The Ministry of Justice has responded quickly to last week's High Court’s ruling that it acted unlawfully when introducing criminal legal aid reforms.
Just five days after the court found that the ministry had been 'unfair’ in failing to disclose the findings of two key reports, the MoJ today announced a consultation on the findings.
Today’s announcement made no mention of the court’s decision, made in response to a judicial review sought by two groups representing criminal solicitors and partly funded by the Law Society.

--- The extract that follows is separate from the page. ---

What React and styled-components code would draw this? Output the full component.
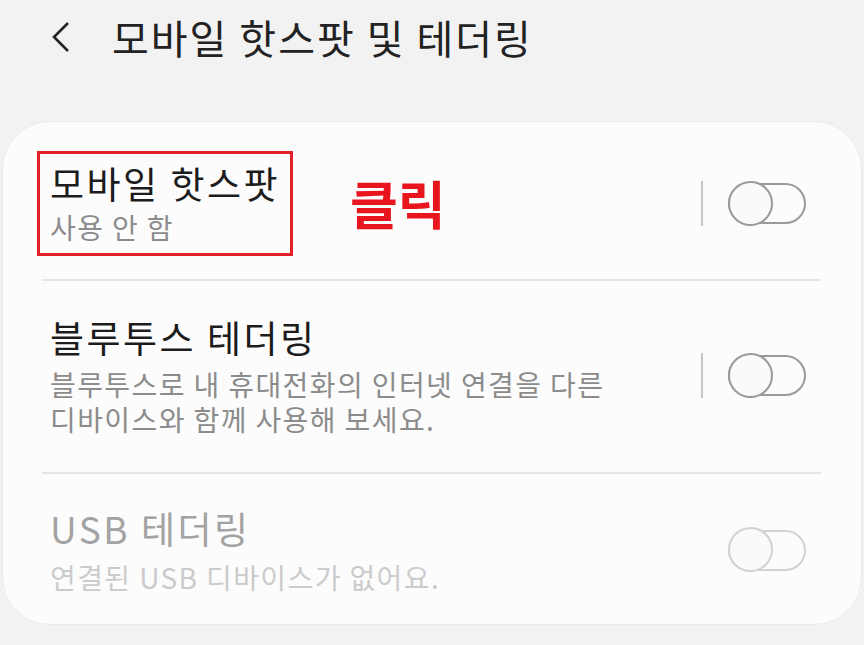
import React from 'react';
import styled, { createGlobalStyle } from 'styled-components';

const GlobalStyle = createGlobalStyle`
  html, body {
    margin: 0;
    padding: 0;
    background: #f2f2f2;
  }
  body {
    font-family: "Noto Sans CJK KR", "Noto Sans", sans-serif;
    width: 864px;
    height: 645px;
    overflow: hidden;
  }
`;

const Page = styled.div`
  width: 864px;
  height: 645px;
  background: #f2f2f2;
`;

const Header = styled.div`
  height: 121px;
  display: flex;
  align-items: flex-start;
  padding: 12px 0 0 50px;
  box-sizing: border-box;
  gap: 40px;
`;

const BackButton = styled.div`
  width: 22px;
  height: 50px;
  display: flex;
  align-items: center;
`;

const HeaderTitle = styled.h1`
  margin: 0;
  font-size: 40px;
  font-weight: 400;
  line-height: 50px;
  letter-spacing: 2px;
  color: #222;
`;

const Card = styled.div`
  margin: 0 2px;
  height: 504px;
  background: #fcfcfc;
  border: 1px solid #ebebeb;
  border-radius: 48px;
  box-sizing: border-box;
  padding: 0 40px 0 39px;
  display: flex;
  flex-direction: column;
`;

const Row = styled.div`
  display: flex;
  align-items: center;
  padding: ${(p) => p.$pad};
  border-bottom: ${(p) => (p.$last ? 'none' : '2px solid #e6e6e6')};
`;

const TextBlock = styled.div`
  display: flex;
  flex-direction: column;
  padding: ${(p) => (p.$marked ? '6px 10px 8px 10px' : '0 0 0 8px')};
  margin-left: ${(p) => (p.$marked ? '-5px' : '0')};
  border: ${(p) => (p.$marked ? '3px solid #e3202a' : 'none')};
`;

const Title = styled.div`
  font-size: 37px;
  line-height: 46px;
  letter-spacing: 2.5px;
  color: ${(p) => (p.$disabled ? '#a3a3a3' : '#1c1c1c')};
`;

const Subtitle = styled.div`
  font-size: 28px;
  line-height: 35px;
  letter-spacing: 1.4px;
  margin-top: ${(p) => p.$gap || '4px'};
  color: ${(p) => (p.$disabled ? '#cbcbcb' : '#8c8c8c')};
`;

const Note = styled.div`
  font-size: 52px;
  font-weight: 700;
  color: #e8141e;
  margin-left: 57px;
  margin-top: -2px;
`;

const Spacer = styled.div`
  flex: 1;
`;

const Separator = styled.div`
  width: 2px;
  height: 45px;
  background: ${(p) => (p.$hidden ? 'transparent' : '#c4c4c4')};
  margin-right: 25px;
`;

const ToggleTrack = styled.div`
  position: relative;
  width: 78px;
  height: 41px;
  box-sizing: border-box;
  border: 2.5px solid ${(p) => (p.$disabled ? '#d2d2d2' : '#9a9a9a')};
  border-radius: 21px;
  margin-right: 15px;
`;

const ToggleKnob = styled.div`
  position: absolute;
  left: -2.5px;
  top: -4.5px;
  width: 45px;
  height: 45px;
  box-sizing: border-box;
  border-radius: 50%;
  border: 2.5px solid ${(p) => (p.$disabled ? '#d2d2d2' : '#9a9a9a')};
  background: #fafafa;
`;

const Toggle = ({ disabled }) => (
  <ToggleTrack $disabled={disabled}>
    <ToggleKnob $disabled={disabled} />
  </ToggleTrack>
);

const App = () => (
  <Page>
    <GlobalStyle />
    <Header>
      <BackButton>
        <svg width="22" height="34" viewBox="0 0 22 34">
          <polyline points="18,3 4,17 18,31" fill="none" stroke="#222" strokeWidth="2.6" />
        </svg>
      </BackButton>
      <HeaderTitle>모바일 핫스팟 및 테더링</HeaderTitle>
    </Header>
    <Card>
      <Row $pad="29px 0 23px 0">
        <TextBlock $marked>
          <Title>모바일 핫스팟</Title>
          <Subtitle>사용 안 함</Subtitle>
        </TextBlock>
        <Note>클릭</Note>
        <Spacer />
        <Separator />
        <Toggle />
      </Row>
      <Row $pad="33px 0 35px 0">
        <TextBlock>
          <Title>블루투스 테더링</Title>
          <Subtitle $gap="7px">
            블루투스로 내 휴대전화의 인터넷 연결을 다른
            <br />
            디바이스와 함께 사용해 보세요.
          </Subtitle>
        </TextBlock>
        <Spacer />
        <Separator />
        <Toggle />
      </Row>
      <Row $pad="31px 0 0 0" $last>
        <TextBlock>
          <Title $disabled>USB 테더링</Title>
          <Subtitle $disabled $gap="9px">연결된 USB 디바이스가 없어요.</Subtitle>
        </TextBlock>
        <Spacer />
        <Separator $hidden />
        <Toggle disabled />
      </Row>
    </Card>
  </Page>
);

export default App;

It states that the ministry received advice from Otterburn Legal Consulting Ltd and KPMG LLP in February 2014 and concluded that there should be 525 duty legal aid provider contracts, down from 1,600 today. 'We are now consulting on the reports undertaken by Otterburn and KPMG… and the assumptions used in the course of the preparation of the KPMG financial modelling with a view to deciding the number of duty provider contracts to offer.’
It promises that ’ministers will consider the number of duty provider contracts that will be offered in the forthcoming tender for criminal legal aid defence services in light of the evidence gathered in this consultation’.
The consultation, Transforming Legal Aid: crime duty contracts, closes on 15 October. A formal tender process for the 2015 duty contracts is due to begin the same month.
Richard Miller, Law Society head of legal aid, said: 'This consultation gives solicitors in each procurement area the opportunity to spell out to ministers the reality on the ground of what the Otterburn and KPMG reports reveal. We are disappointed that the consultation is so short, but we encourage all our members to respond in detail.'
Nicola Hill, president of the London Criminal Courts Solicitors’ Association - one of the claimants in the judicial review - said: 'It seems a little odd and surprising that within this new mini-consultation, there’s not a whiff or a word of last week’s shaming judicial review. The turnaround on this re-consultation is tight by any stretch.
'We don’t want to be too cynical but we really hope it’s not a tokenistic, paper exercise. Rather a chance for a genuine rethink where the future of high standard legal representation comes before ideology.’